2012-01-30 07:29:47 | 読書
【本文】
二百五十九段
御前にて人々とも、また①
御前にて人々とも、また、もの仰せらるるついでなどにも、「世の中の腹立たしう、むつかしう、片時あるべき心地もせで、ただいづちもいづちも行きもしなばやと思ふに、ただの紙のいと白う清げなるに、よき筆、白き色紙、陸奥国紙など得つれば、こよなうなぐさみて、さはれ、かくてしばしも生きてありぬべかんめりとなむおぼゆる。また、高麗縁(ばし)の筵(むしろ)青うこまやかに厚きが、縁(へり)の紋いとあざやかに、黒う白う見えたるを引きひろげて見れば、何か、なほこの世は、さらにさらにえ思ひ捨つまじと、命さへ惜しくなむなる」と申せば、「いみじくはかなきことにもなぐさむなるかな。

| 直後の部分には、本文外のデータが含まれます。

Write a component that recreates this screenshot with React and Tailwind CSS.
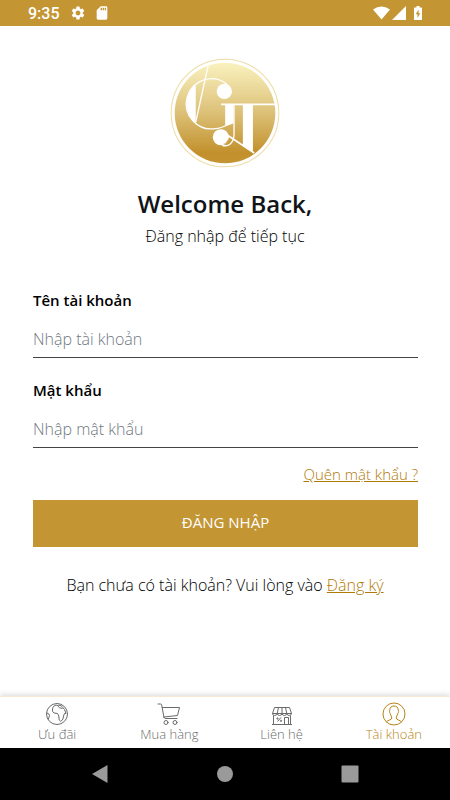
function Logo() {
  return (
    <svg viewBox="16 15 329 329" className="size-[110px]" role="img" aria-label="GT">
      <defs>
        <linearGradient id="gold" x1="0" y1="0" x2="0" y2="1">
          <stop offset="0" stopColor="#faf2bf" />
          <stop offset="0.5" stopColor="#dcc077" />
          <stop offset="0.9" stopColor="#c2902b" />
          <stop offset="1" stopColor="#c49534" />
        </linearGradient>
      </defs>
      <circle cx="180.5" cy="179.5" r="161" fill="none" stroke="#eddca4" strokeWidth="3" />
      <circle cx="180.5" cy="179.5" r="150.5" fill="url(#gold)" />
      <g fill="none" stroke="#fff" strokeWidth="4">
        <path d="M186 93A75 75 0 1 0 152 226C174 226 184 214 206 208" />
        <path d="M130 38L93 207" />
        <path d="M169 153.5H331" strokeWidth="5" />
        <path d="M207.5 155V244C207 268 192 282 172 276" />
        <path d="M185 244L268 299" strokeWidth="5" />
      </g>
      <path d="M93 94A75 75 0 0 0 93 210Z" fill="#fff" />
      <circle cx="178.5" cy="115" r="23" fill="#fff" />
      <path d="M181 153H206V207L181 219ZM234 153H264V298L234 279Z" fill="#fff" />
      <circle cx="168" cy="252" r="24" fill="#fff" />
      <path d="M191 256C190 266 182 274 172 273C182 271 187 265 191 256Z" fill="#c99a3c" />
    </svg>
  );
}

function StatusBar() {
  return (
    <header className="flex h-[26px] items-center bg-[#c49533] px-7 text-white">
      <span className="pt-0.5 font-['Roboto'] text-base leading-6 font-medium">9:35</span>
      <svg viewBox="0 0 24 24" className="ml-2.5 size-4" fill="currentColor" aria-hidden="true">
        <path d="M19.14 12.94c.04-.3.06-.61.06-.94 0-.32-.02-.64-.07-.94l2.03-1.58a.49.49 0 0 0 .12-.61l-1.92-3.32a.488.488 0 0 0-.59-.22l-2.39.96c-.5-.38-1.03-.7-1.62-.94l-.36-2.54a.484.484 0 0 0-.48-.41h-3.84c-.24 0-.43.17-.47.41l-.36 2.54c-.59.24-1.13.57-1.62.94l-2.39-.96c-.22-.08-.47 0-.59.22L2.74 8.87c-.12.21-.08.47.12.61l2.03 1.58c-.05.3-.09.63-.09.94s.02.64.07.94l-2.03 1.58a.49.49 0 0 0-.12.61l1.92 3.32c.12.22.37.29.59.22l2.39-.96c.5.38 1.03.7 1.62.94l.36 2.54c.05.24.24.41.48.41h3.84c.24 0 .44-.17.47-.41l.36-2.54c.59-.24 1.13-.56 1.62-.94l2.39.96c.22.08.47 0 .59-.22l1.92-3.32c.12-.22.07-.47-.12-.61zM12 15.6A3.61 3.61 0 0 1 8.4 12c0-1.98 1.62-3.6 3.6-3.6s3.6 1.62 3.6 3.6-1.62 3.6-3.6 3.6z" />
      </svg>
      <svg viewBox="0 0 24 24" className="ml-2 size-4" fill="currentColor" aria-hidden="true">
        <path d="M18 2h-8L4.02 8 4 20c0 1.1.9 2 2 2h12c1.1 0 2-.9 2-2V4c0-1.1-.9-2-2-2zm-6 6h-2V4h2zm3 0h-2V4h2zm3 0h-2V4h2z" />
      </svg>
      <div className="ml-auto flex items-center gap-0.5">
        <svg viewBox="0 0 17 14" className="h-3.5 w-[17px]" fill="currentColor" aria-hidden="true">
          <path d="M8.5 13.5L0 3.5Q8.5-2.5 17 3.5Z" />
        </svg>
        <svg viewBox="0 0 14 14" className="size-3.5" fill="currentColor" aria-hidden="true">
          <path d="M0 14L14 0V14Z" />
        </svg>
        <svg viewBox="0 0 8 14" className="ml-1.5 h-3.5 w-2" fill="currentColor" aria-hidden="true">
          <path d="M2.5 0h3v1.5H7.5Q8 1.5 8 2V13.5Q8 14 7.5 14H.5Q0 14 0 13.5V2Q0 1.5.5 1.5H2.5Z" />
          <path d="M4.6 3.5L1.7 8.2H3.5V12L6.3 7.2H4.6Z" fill="#c49533" />
        </svg>
      </div>
    </header>
  );
}

function Field({ id, label, type, placeholder }) {
  return (
    <div className="flex flex-col">
      <label htmlFor={id} className="text-[15px] leading-6 font-semibold text-black">
        {label}
      </label>
      <input
        id={id}
        type={type}
        placeholder={placeholder}
        className="mt-2 h-[38px] w-full rounded-none border-b border-[#444] bg-transparent text-base font-light text-gray-900 outline-none placeholder:text-[#6f7782]"
      />
    </div>
  );
}

function GlobeIcon() {
  return (
    <svg viewBox="0 0 24 24" className="size-6" fill="none" stroke="currentColor" strokeWidth="1" strokeLinejoin="round" aria-hidden="true">
      <circle cx="12" cy="12" r="10.5" />
      <path d="M8 5.5C8.5 3.5 11 2.8 12.5 3.5C14 2.8 16 3.5 17 4.5L19.5 7.5L21 11.5H19.5L18.5 14L18 17L15.8 19.5L14.2 18L13.8 14L12.5 11.5L9 11L7.5 9.2V7Z" />
      <path d="M12.5 3.5L14.5 5.8L17.5 6.5M1.7 11L3.8 11.8L4.5 13.8L3.2 17.5" />
    </svg>
  );
}

function CartIcon() {
  return (
    <svg viewBox="0 0 24 24" className="size-6" fill="none" stroke="currentColor" strokeWidth="1" strokeLinejoin="round" strokeLinecap="round" aria-hidden="true">
      <path d="M1 2H3.5Q4.5 2 4.7 3L7 15.5M5.2 5.5H22.5L20.5 13.5L6.8 15L8 16.5H20" />
      <circle cx="9" cy="20.5" r="2" />
      <circle cx="18" cy="20.5" r="2" />
    </svg>
  );
}

function ShopIcon() {
  return (
    <svg viewBox="0 0 24 24" className="size-6" fill="none" stroke="currentColor" strokeWidth="1" strokeLinejoin="round" aria-hidden="true">
      <path d="M4.5 5.5H19.5L21.5 11.5H2.5ZM8.5 5.5L7.2 11.5M12 5.5V11.5M15.5 5.5L16.8 11.5M2.5 11.5Q2.7 13.5 4.8 13.5T7.2 11.5Q7.5 13.5 9.6 13.5T12 11.5Q12.3 13.5 14.4 13.5T16.8 11.5Q17.2 13.5 19.2 13.5T21.5 11.5" />
      <path d="M3.5 13.5V22.5M20.5 13.5V22.5M2 22.5H22M14.5 22.5V15.5H18.5V22.5M7.5 19.5L11 15.5" />
      <circle cx="7.5" cy="16.5" r="0.7" />
      <circle cx="11" cy="18.8" r="0.7" />
    </svg>
  );
}

function ProfileIcon() {
  return (
    <svg viewBox="0 0 24 24" className="size-6" fill="none" stroke="currentColor" strokeWidth="1" strokeLinejoin="round" aria-hidden="true">
      <circle cx="12" cy="12" r="11" />
      <path d="M4.5 20C5.5 18 9.8 18 9.8 16C9.8 14.5 8.6 13.5 8.2 11.5C7 10 7.6 8.5 7.8 8C7.8 5.5 9.5 4 12 4S16.2 5.5 16.2 8C16.4 8.5 17 10 15.8 11.5C15.4 13.5 14.2 14.5 14.2 16C14.2 18 18.5 18 19.5 20" />
    </svg>
  );
}

const tabs = [
  { label: "Ưu đãi", Icon: GlobeIcon },
  { label: "Mua hàng", Icon: CartIcon },
  { label: "Liên hệ", Icon: ShopIcon },
  { label: "Tài khoản", Icon: ProfileIcon, active: true },
];

export default function App() {
  return (
    <div className="flex min-h-screen flex-col bg-white font-['Open_Sans','Noto_Sans',sans-serif]">
      <StatusBar />

      <main className="flex flex-1 flex-col px-8 pt-8">
        <div className="flex flex-col items-center">
          <Logo />
          <h1 className="mt-5 text-2xl leading-8 font-semibold text-[#101418]">Welcome Back,</h1>
          <p className="mt-1 text-base leading-6 font-light text-black">Đăng nhập để tiếp tục</p>
        </div>

        <form className="mt-10 flex flex-col pl-px" onSubmit={(e) => e.preventDefault()}>
          <div className="flex flex-col gap-5">
            <Field id="account" label="Tên tài khoản" type="text" placeholder="Nhập tài khoản" />
            <Field id="password" label="Mật khẩu" type="password" placeholder="Nhập mật khẩu" />
          </div>
          <a href="#forgot" className="mt-3.5 self-end text-[15px] leading-6 font-light text-[#b07a08] underline">
            Quên mật khẩu ?
          </a>
          <button type="submit" className="mt-3.5 h-[47px] bg-[#c49533] pb-0.5 text-[15px] text-white">
            ĐĂNG NHẬP
          </button>
        </form>

        <p className="mt-[26px] mb-6 text-center text-base leading-6 font-light text-black">
          Bạn chưa có tài khoản? Vui lòng vào{" "}
          <a href="#register" className="text-[#b07a08] underline">
            Đăng ký
          </a>
        </p>
      </main>

      <nav className="grid h-[52px] grid-cols-4 border-t border-[#f5ead3] bg-white pl-px shadow-[0_-2px_5px_rgba(0,0,0,0.12)]">
        {tabs.map(({ label, Icon, active }) => (
          <a
            key={label}
            href="#tab"
            aria-current={active ? "page" : undefined}
            className={
              active
                ? "flex flex-col items-center pt-[5px] text-[#b88415]"
                : "flex flex-col items-center pt-[5px] text-[#6b6b6b]"
            }
          >
            <Icon />
            <span className="text-[13px] leading-4 font-light">{label}</span>
          </a>
        ))}
      </nav>

      <footer className="flex h-[52px] items-center justify-center gap-[108px] bg-black text-[#9a9a9a]">
        <button type="button" aria-label="Back">
          <svg viewBox="0 0 18 18" className="size-[18px]" fill="currentColor">
            <path d="M16.5 0V18L1 9Z" />
          </svg>
        </button>
        <button type="button" aria-label="Home">
          <svg viewBox="0 0 16 16" className="size-4" fill="currentColor">
            <circle cx="8" cy="8" r="8" />
          </svg>
        </button>
        <button type="button" aria-label="Recent apps">
          <svg viewBox="0 0 18 18" className="size-[18px]" fill="currentColor">
            <rect x="0.5" y="0.5" width="17" height="17" rx="1" />
          </svg>
        </button>
      </footer>
    </div>
  );
}
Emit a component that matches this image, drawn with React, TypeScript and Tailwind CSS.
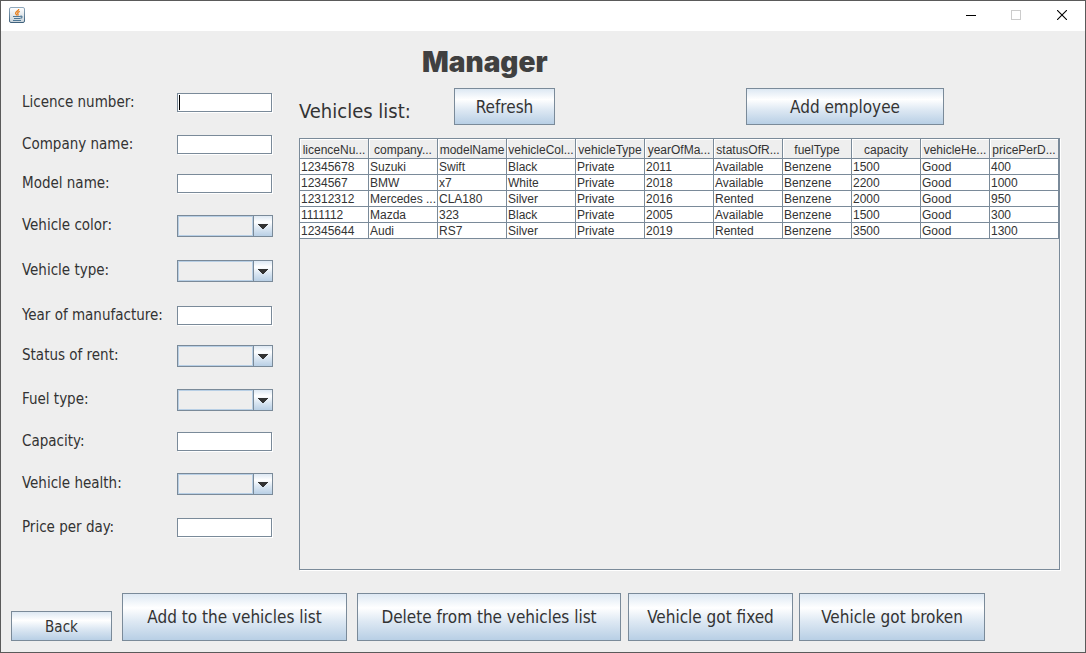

『姨捨山の月』は、いかなる人の見けるにか」など笑はせ給ふ。候ふ人も、「いみじうやすき息災の祈りななり」などいふ。

 さてのち、ほど経て、心から思ひみだるることありて里にある頃、めでたき紙二十を包みてたまはせたり。仰せごとには、「とくまゐれ」などのたまはせで、「これは聞こし召しおきたることのありしかばなむ。わろかめれば、寿命経もえ書くまじげにこそ」と仰せられたる、いみじうをかし。思ひ忘れたりつることをおぼしおかせ給へりけるは、なほただ人にてだにをかしかべし。まいて、おろかなるべきことにぞあらぬや。心もみだれて、啓すべきかたもなければ、ただ、
 「かけまくもかしこき神のしるしには鶴の齢(よはひ)となりぬべきかな
あまりにやと啓せさせ給へ」とて参らせつ。台盤所の雑仕ぞ、御使には来たる。青き綾の単衣取らせなどして、まことに、この紙を草子に作りなどもて騒ぐに、むつかしきこともまぎるる心地して、をかしと心のうちにおぼゆ。

【読書ノート】
「世の中~=主語は清少納言。いづちもいづち=(地獄でも)何処へでも行ってしまいたい。高麗縁=畳の縁の一種。さらにさらに=どうして、どうして。『姨捨山の月』=「わが心慰めかねつ」と言った姨捨山の月は、どんな人が見るのか。里にある頃=九九六年秋の頃。→七十九段・百三十六段。これは聞こし召しおきたることのありしかばなむ=代筆の女房の中宮に対する敬語。わろ=上等でない。上記の清少納言の言葉に対する軽口。おろかなるべきことに=あだやおろそかに思っていいことではない。神=紙とかけている。あまりにや=大げさでしょうか。この紙=いただいた紙。清少納言と中宮の交流が描かれています。
百三十六段にあるとおり、中宮にとっても清少納言にとっても大変な時期でした。

このあたりの事情は雅工房様から拝借。
ーこの章段も、とても重要な意味を持っています。中宮定子の父道隆の死去により、定子を取り巻く勢力は一気に力を落とし、定子の兄など周辺の人々が左遷追放される大事件が起き、定子自身も謹慎状態になっていました。その中で、少納言さまは、今や日の出の勢いの道長と親しかったため、定子付きの女房たちから何かと疑いの目で見られ、いや気がさしたのでしょう、宿下がりをしてしまいました。本段は、そのような、少納言さまが敬愛してやまない定子にとっても、また少納言さま自身にとっても大変辛い時期の記録なのです。ー
簡潔明瞭。素晴らしい解説です。